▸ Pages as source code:
· · ·

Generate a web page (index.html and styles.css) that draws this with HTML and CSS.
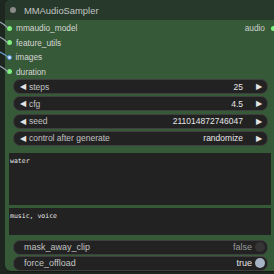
FILE: index.html
```html
<!DOCTYPE html>
<html lang="en">
<head>
    <meta charset="UTF-8">
    <title>MMAudioSampler</title>
    <link rel="stylesheet" href="styles.css">
</head>
<body>
    <div class="canvas">
        <!-- links coming in from the left -->
        <svg class="links" width="8" height="80" viewBox="0 0 8 80">
            <path d="M0 22 Q4 24 8 28" stroke="#9aa6b4" stroke-width="1.2" fill="none"/>
            <path d="M0 37 Q4 39 8 43" stroke="#9aa6b4" stroke-width="1.2" fill="none"/>
            <path d="M0 52 Q4 54 8 57" stroke="#6f9fd0" stroke-width="1.2" fill="none"/>
            <path d="M0 66 Q4 68 8 72" stroke="#9aa6b4" stroke-width="1.2" fill="none"/>
        </svg>

        <div class="node">
            <div class="title">
                <span class="title-dot"></span>
                <span class="title-text">MMAudioSampler</span>
            </div>

            <div class="body">
                <div class="slots">
                    <div class="inputs">
                        <div class="slot"><span class="dot"></span>mmaudio_model</div>
                        <div class="slot"><span class="dot"></span>feature_utils</div>
                        <div class="slot"><span class="dot ring"></span>images</div>
                        <div class="slot"><span class="dot"></span>duration</div>
                    </div>
                    <div class="outputs">
                        <div class="slot out">audio<span class="dot"></span></div>
                    </div>
                </div>

                <div class="widgets">
                    <div class="widget">
                        <span class="arrow left">&#9664;</span>
                        <span class="label">steps</span>
                        <span class="value">25</span>
                        <span class="arrow right">&#9654;</span>
                    </div>
                    <div class="widget">
                        <span class="arrow left">&#9664;</span>
                        <span class="label">cfg</span>
                        <span class="value">4.5</span>
                        <span class="arrow right">&#9654;</span>
                    </div>
                    <div class="widget">
                        <span class="arrow left">&#9664;</span>
                        <span class="label">seed</span>
                        <span class="value">211014872746047</span>
                        <span class="arrow right">&#9654;</span>
                    </div>
                    <div class="widget">
                        <span class="arrow left">&#9664;</span>
                        <span class="label">control after generate</span>
                        <span class="value">randomize</span>
                        <span class="arrow right">&#9654;</span>
                    </div>
                </div>

                <div class="text-box tall">water</div>
                <div class="text-box short">music, voice</div>

                <div class="toggles">
                    <div class="widget toggle">
                        <span class="label">mask_away_clip</span>
                        <span class="value muted">false</span>
                        <span class="knob"></span>
                    </div>
                    <div class="widget toggle">
                        <span class="label">force_offload</span>
                        <span class="value">true</span>
                        <span class="knob on"></span>
                    </div>
                </div>
            </div>
        </div>
    </div>
</body>
</html>
```

FILE: styles.css
```css
body {
    margin: 0;
    background-color: #1d2720;
    font-family: "Liberation Sans", Arial, sans-serif;
    font-size: 8.5px;
    color: #d6d6d6;
    overflow: hidden;
}

.canvas {
    position: relative;
    width: 274px;
    height: 274px;
}

.links {
    position: absolute;
    left: 0;
    top: 0;
}

.node {
    margin-left: 5px;
    width: 269px;
    height: 271px;
    border-radius: 6px 0 0 6px;
    overflow: hidden;
    background-color: #365937;
    box-shadow: 0 1px 0 #141a15;
}

.title {
    height: 20px;
    background-color: #26392a;
    display: flex;
    align-items: center;
    color: #c4c4c4;
    font-size: 9.4px;
}

.title-dot {
    width: 6px;
    height: 6px;
    border-radius: 50%;
    background-color: #8a8a8a;
    margin: 0 8px 0 5px;
}

.body {
    padding-top: 1px;
}

.slots {
    display: flex;
    justify-content: space-between;
    font-size: 8.3px;
}

.slot {
    height: 14.5px;
    display: flex;
    align-items: center;
    gap: 4px;
}

.dot {
    width: 5px;
    height: 5px;
    border-radius: 50%;
    background-color: #7ef07e;
    margin-left: 2px;
}

.dot.ring {
    width: 3px;
    height: 3px;
    background-color: #cfe6ff;
    border: 1.5px solid #4d8fe0;
    margin-left: 1.5px;
}

.out {
    gap: 6px;
    color: #cfcfcf;
}

.out .dot {
    margin-left: 0;
    margin-right: -2px;
}

.widgets {
    display: flex;
    flex-direction: column;
    gap: 2.3px;
    padding: 0 6px 0 8px;
}

.widget {
    height: 13px;
    border: 0.5px solid #3f3f3f;
    border-radius: 7px;
    background-color: #222222;
    display: flex;
    align-items: center;
    padding: 0 5px 0 6px;
}

.arrow {
    color: #e4e4e4;
    font-size: 8px;
}

.arrow.left {
    margin-right: 3px;
}

.arrow.right {
    margin-left: 13px;
}

.label {
    color: #c2c2c2;
}

.value {
    margin-left: auto;
    color: #e6e6e6;
}

.value.muted {
    color: #9a9a9a;
}

.text-box {
    margin: 7px 3px 0 4px;
    background-color: #222222;
    font-family: "DejaVu Sans Mono", monospace;
    font-size: 6.5px;
    color: #e8e8e8;
    padding: 4px 1px;
    box-sizing: border-box;
}

.text-box.tall {
    height: 52px;
}

.text-box.short {
    margin-top: 3px;
    height: 27px;
}

.toggles {
    display: flex;
    flex-direction: column;
    gap: 1px;
    padding: 0 6px 0 8px;
    margin-top: 5px;
}

.toggle {
    padding: 0 2px 0 10px;
    font-size: 9px;
}

.toggle .value {
    margin-right: 3px;
}

.knob {
    width: 10px;
    height: 10px;
    border-radius: 50%;
    background-color: #353535;
}

.knob.on {
    background-color: #a7b4c6;
}
```
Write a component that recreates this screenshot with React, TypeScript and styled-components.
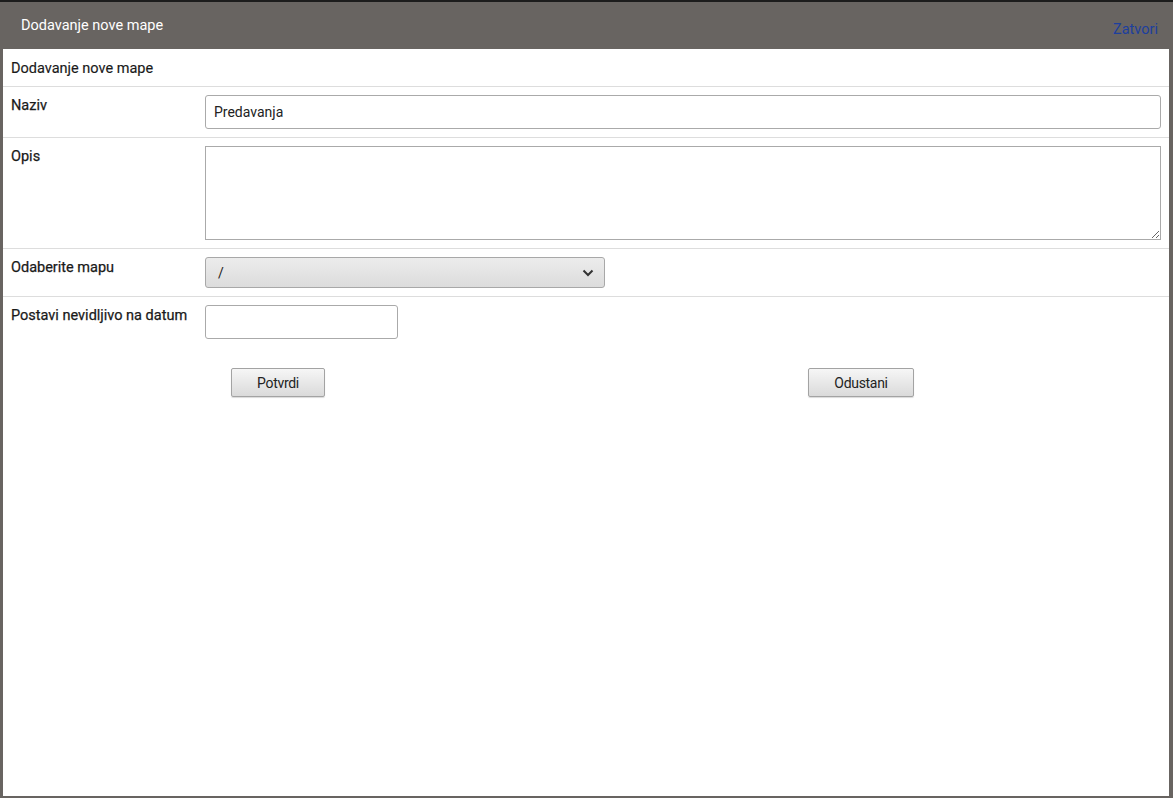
import styled, { createGlobalStyle } from "styled-components";

const GlobalStyle = createGlobalStyle`
  html, body {
    margin: 0;
    padding: 0;
    background: #1c1c1c;
  }
  body {
    font-family: Roboto, "Liberation Sans", sans-serif;
  }
`;

const Page = styled.div`
  height: 798px;
  padding-top: 2px;
  box-sizing: border-box;
  display: flex;
`;

const ModalFrame = styled.section`
  flex: 1;
  display: flex;
  flex-direction: column;
  background: #686461;
  padding: 0 4px 2px 3px;
`;

const ModalHeader = styled.header`
  height: 47px;
  display: flex;
  align-items: center;
  justify-content: space-between;
  padding: 0 11px 0 18px;
  color: #ffffff;
  font-size: 14.5px;
`;

const CloseLink = styled.a`
  color: #1d3f9e;
  font-size: 14.5px;
  text-decoration: none;
  margin-top: 7px;
  cursor: pointer;
`;

const ModalBody = styled.div`
  flex: 1;
  background: #ffffff;
  color: #222222;
  font-size: 14px;
`;

const SectionTitle = styled.div`
  height: 36px;
  display: flex;
  align-items: center;
  padding: 1px 8px 0;
  border-bottom: 1px solid #dddddd;
  font-size: 14.5px;
  color: #1a1a1a;
  -webkit-text-stroke: 0.15px #1a1a1a;
`;

const FormRow = styled.div<{ $last?: boolean }>`
  display: grid;
  grid-template-columns: 194px 1fr;
  padding: 8px;
  border-bottom: ${(p) => (p.$last ? "none" : "1px solid #dddddd")};
`;

const Label = styled.label`
  padding-top: 3px;
  line-height: 16px;
  font-size: 14.5px;
  color: #1a1a1a;
  -webkit-text-stroke: 0.25px #1a1a1a;
`;

const TextInput = styled.input<{ $width?: string }>`
  box-sizing: border-box;
  width: ${(p) => p.$width || "100%"};
  height: 34px;
  border: 1px solid #aaaaaa;
  border-radius: 3px;
  padding: 0 8px;
  font-family: Roboto, "Liberation Sans", sans-serif;
  font-size: 14px;
  color: #222222;
  outline: none;
`;

const TextArea = styled.textarea`
  box-sizing: border-box;
  display: block;
  width: 100%;
  height: 94px;
  border: 1px solid #aaaaaa;
  border-radius: 0;
  font-family: Roboto, "Liberation Sans", sans-serif;
  font-size: 14px;
  outline: none;
`;

const SelectBox = styled.div`
  box-sizing: border-box;
  width: 400px;
  height: 31px;
  border: 1px solid #a8a8a8;
  border-radius: 3px;
  background: linear-gradient(#ececec, #dcdcdc);
  display: flex;
  align-items: center;
  justify-content: space-between;
  padding: 0 10px 0 12px;
  color: #222222;
  font-size: 14px;
`;

const ButtonBar = styled.div`
  display: flex;
  padding: 21px 0 0 228px;
`;

const Button = styled.button<{ $width: number; $offset?: number }>`
  width: ${(p) => p.$width}px;
  height: 29px;
  margin-left: ${(p) => p.$offset || 0}px;
  border: 1px solid #a3a3a3;
  border-radius: 2px;
  background: linear-gradient(#f6f6f6, #dadada);
  box-shadow: 0 1px 1px rgba(0, 0, 0, 0.15);
  font-family: Roboto, "Liberation Sans", sans-serif;
  font-size: 14px;
  color: #222222;
  letter-spacing: -0.3px;
  cursor: pointer;
`;

const Chevron = () => (
  <svg width="12" height="8" viewBox="0 0 12 8">
    <path d="M1.5 1.5 L6 6 L10.5 1.5" fill="none" stroke="#333" strokeWidth="2" />
  </svg>
);

export default function App() {
  return (
    <>
      <GlobalStyle />
      <Page>
        <ModalFrame>
          <ModalHeader>
            <span>Dodavanje nove mape</span>
            <CloseLink>Zatvori</CloseLink>
          </ModalHeader>
          <ModalBody>
            <SectionTitle>Dodavanje nove mape</SectionTitle>
            <FormRow>
              <Label>Naziv</Label>
              <TextInput defaultValue="Predavanja" />
            </FormRow>
            <FormRow>
              <Label>Opis</Label>
              <TextArea />
            </FormRow>
            <FormRow>
              <Label>Odaberite mapu</Label>
              <SelectBox>
                <span>/</span>
                <Chevron />
              </SelectBox>
            </FormRow>
            <FormRow $last>
              <Label>Postavi nevidljivo na datum</Label>
              <TextInput $width="193px" />
            </FormRow>
            <ButtonBar>
              <Button $width={94}>Potvrdi</Button>
              <Button $width={106} $offset={483}>
                Odustani
              </Button>
            </ButtonBar>
          </ModalBody>
        </ModalFrame>
      </Page>
    </>
  );
}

· · ·

▸ REQUIRED TASK: Scan the entries above for the word "styles" and collect each line holding it.

▸ FINAL RESULT:
Generate a web page (index.html and styles.css) that draws this with HTML and CSS.
    <link rel="stylesheet" href="styles.css">
FILE: styles.css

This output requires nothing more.